[Description of the task]
Extract every record, exactly as written, and ignore the pictures.

Code that builds pages:
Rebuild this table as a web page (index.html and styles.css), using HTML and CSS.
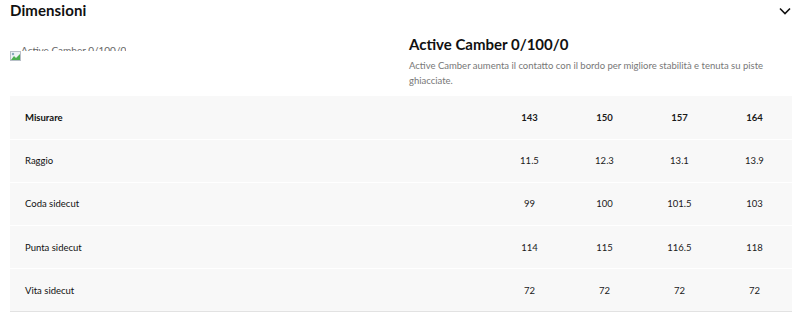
FILE: index.html
```html
<!DOCTYPE html>
<html lang="it">
<head>
<meta charset="utf-8">
<link rel="stylesheet" href="styles.css">
</head>
<body>
<div class="page">
  <div class="header">
    <h2 class="title">Dimensioni</h2>
    <svg class="chev" width="12" height="8" viewBox="0 0 12 8"><path d="M1 1.5 L6 6.5 L11 1.5" fill="none" stroke="#111" stroke-width="1.6"/></svg>
  </div>
  <div class="intro">
    <div class="imgcol">
      <div class="broken">
        <svg class="bicon" width="11" height="10" viewBox="0 0 11 10"><rect x="0.5" y="0.5" width="10" height="9" fill="#eef2f6" stroke="#b8c0c8"/><path d="M1 9 L4 5 L6 7 L10 3 L10 9 Z" fill="#4caf50"/><circle cx="3" cy="3" r="1.2" fill="#8ab"/></svg>
        <span class="alt">Active Camber 0/100/0</span>
      </div>
    </div>
    <div class="desccol">
      <h3 class="subtitle">Active Camber 0/100/0</h3>
      <p class="desc">Active Camber aumenta il contatto con il bordo per migliore stabilità e tenuta su piste ghiacciate.</p>
    </div>
  </div>
  <table class="spec">
    <tr class="head"><td class="label">Misurare</td><td>143</td><td>150</td><td>157</td><td>164</td></tr>
    <tr><td class="label">Raggio</td><td>11.5</td><td>12.3</td><td>13.1</td><td>13.9</td></tr>
    <tr><td class="label">Coda sidecut</td><td>99</td><td>100</td><td>101.5</td><td>103</td></tr>
    <tr><td class="label">Punta sidecut</td><td>114</td><td>115</td><td>116.5</td><td>118</td></tr>
    <tr class="last"><td class="label">Vita sidecut</td><td>72</td><td>72</td><td>72</td><td>72</td></tr>
  </table>
</div>
</body>
</html>
```
FILE: styles.css
```css
* { box-sizing: border-box; }
html, body { margin: 0; padding: 0; background: #fff; }
body { font-family: "Lato", "Open Sans", sans-serif; color: #111; }
.page { padding: 0 8px 0 10px; }
.header { display: flex; justify-content: space-between; align-items: center; height: 20px; }
.title { margin: 0; font-size: 15px; font-weight: 700; letter-spacing: 0.1px; }
.chev { margin-right: 1px; margin-top: 2px; }
.intro { display: flex; padding-top: 15px; height: 70px; }
.imgcol { width: 399px; }
.broken { display: flex; align-items: flex-start; height: 12px; margin-top: 10px; }
.bicon { margin-top: 6px; }
.alt { font-size: 10px; color: #666; line-height: 10px; height: 6px; overflow: hidden; display: block; }
.desccol { flex: 1; }
.subtitle { margin: 0; font-size: 15px; font-weight: 700; line-height: 18px; }
.desc { margin: 5px 0 0; font-size: 9.5px; line-height: 15px; color: #777; padding-right: 20px; }
.spec { width: 782px; border-collapse: collapse; background: #f8f8f8; margin-top: 6px; }
.spec td { height: 43.2px; font-size: 9.5px; text-align: center; width: 75px; padding: 0; border-bottom: 1px solid #fff; color: #1a1a1a; }
.spec td.label { width: auto; text-align: left; padding-left: 15px; color: #111; }
.spec tr.head td { font-weight: 700; }
.spec tr.last td { border-bottom: 1px solid #e2e2e2; }
```
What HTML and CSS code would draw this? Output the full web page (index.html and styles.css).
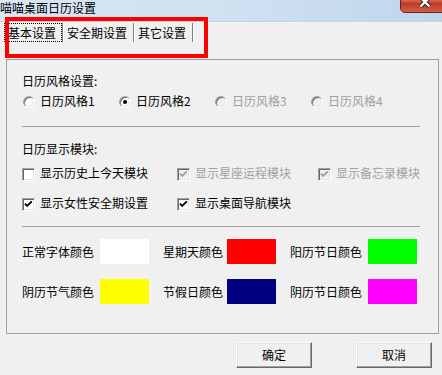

[Task output]
Rebuild this table as a web page (index.html and styles.css), using HTML and CSS.
FILE: index.html
```html
<!DOCTYPE html>
<html lang="it">
<head>
<meta charset="utf-8">
<link rel="stylesheet" href="styles.css">
</head>
<body>
<div class="page">
  <div class="header">
    <h2 class="title">Dimensioni</h2>
    <svg class="chev" width="12" height="8" viewBox="0 0 12 8"><path d="M1 1.5 L6 6.5 L11 1.5" fill="none" stroke="#111" stroke-width="1.6"/></svg>
  </div>
  <div class="intro">
    <div class="imgcol">
      <div class="broken">
        <svg class="bicon" width="11" height="10" viewBox="0 0 11 10"><rect x="0.5" y="0.5" width="10" height="9" fill="#eef2f6" stroke="#b8c0c8"/><path d="M1 9 L4 5 L6 7 L10 3 L10 9 Z" fill="#4caf50"/><circle cx="3" cy="3" r="1.2" fill="#8ab"/></svg>
        <span class="alt">Active Camber 0/100/0</span>
      </div>
    </div>
    <div class="desccol">
      <h3 class="subtitle">Active Camber 0/100/0</h3>
      <p class="desc">Active Camber aumenta il contatto con il bordo per migliore stabilità e tenuta su piste ghiacciate.</p>
    </div>
  </div>
  <table class="spec">
    <tr class="head"><td class="label">Misurare</td><td>143</td><td>150</td><td>157</td><td>164</td></tr>
    <tr><td class="label">Raggio</td><td>11.5</td><td>12.3</td><td>13.1</td><td>13.9</td></tr>
    <tr><td class="label">Coda sidecut</td><td>99</td><td>100</td><td>101.5</td><td>103</td></tr>
    <tr><td class="label">Punta sidecut</td><td>114</td><td>115</td><td>116.5</td><td>118</td></tr>
    <tr class="last"><td class="label">Vita sidecut</td><td>72</td><td>72</td><td>72</td><td>72</td></tr>
  </table>
</div>
</body>
</html>
```
FILE: styles.css
```css
* { box-sizing: border-box; }
html, body { margin: 0; padding: 0; background: #fff; }
body { font-family: "Lato", "Open Sans", sans-serif; color: #111; }
.page { padding: 0 8px 0 10px; }
.header { display: flex; justify-content: space-between; align-items: center; height: 20px; }
.title { margin: 0; font-size: 15px; font-weight: 700; letter-spacing: 0.1px; }
.chev { margin-right: 1px; margin-top: 2px; }
.intro { display: flex; padding-top: 15px; height: 70px; }
.imgcol { width: 399px; }
.broken { display: flex; align-items: flex-start; height: 12px; margin-top: 10px; }
.bicon { margin-top: 6px; }
.alt { font-size: 10px; color: #666; line-height: 10px; height: 6px; overflow: hidden; display: block; }
.desccol { flex: 1; }
.subtitle { margin: 0; font-size: 15px; font-weight: 700; line-height: 18px; }
.desc { margin: 5px 0 0; font-size: 9.5px; line-height: 15px; color: #777; padding-right: 20px; }
.spec { width: 782px; border-collapse: collapse; background: #f8f8f8; margin-top: 6px; }
.spec td { height: 43.2px; font-size: 9.5px; text-align: center; width: 75px; padding: 0; border-bottom: 1px solid #fff; color: #1a1a1a; }
.spec td.label { width: auto; text-align: left; padding-left: 15px; color: #111; }
.spec tr.head td { font-weight: 700; }
.spec tr.last td { border-bottom: 1px solid #e2e2e2; }
```
What HTML and CSS code would draw this? Output the full web page (index.html and styles.css).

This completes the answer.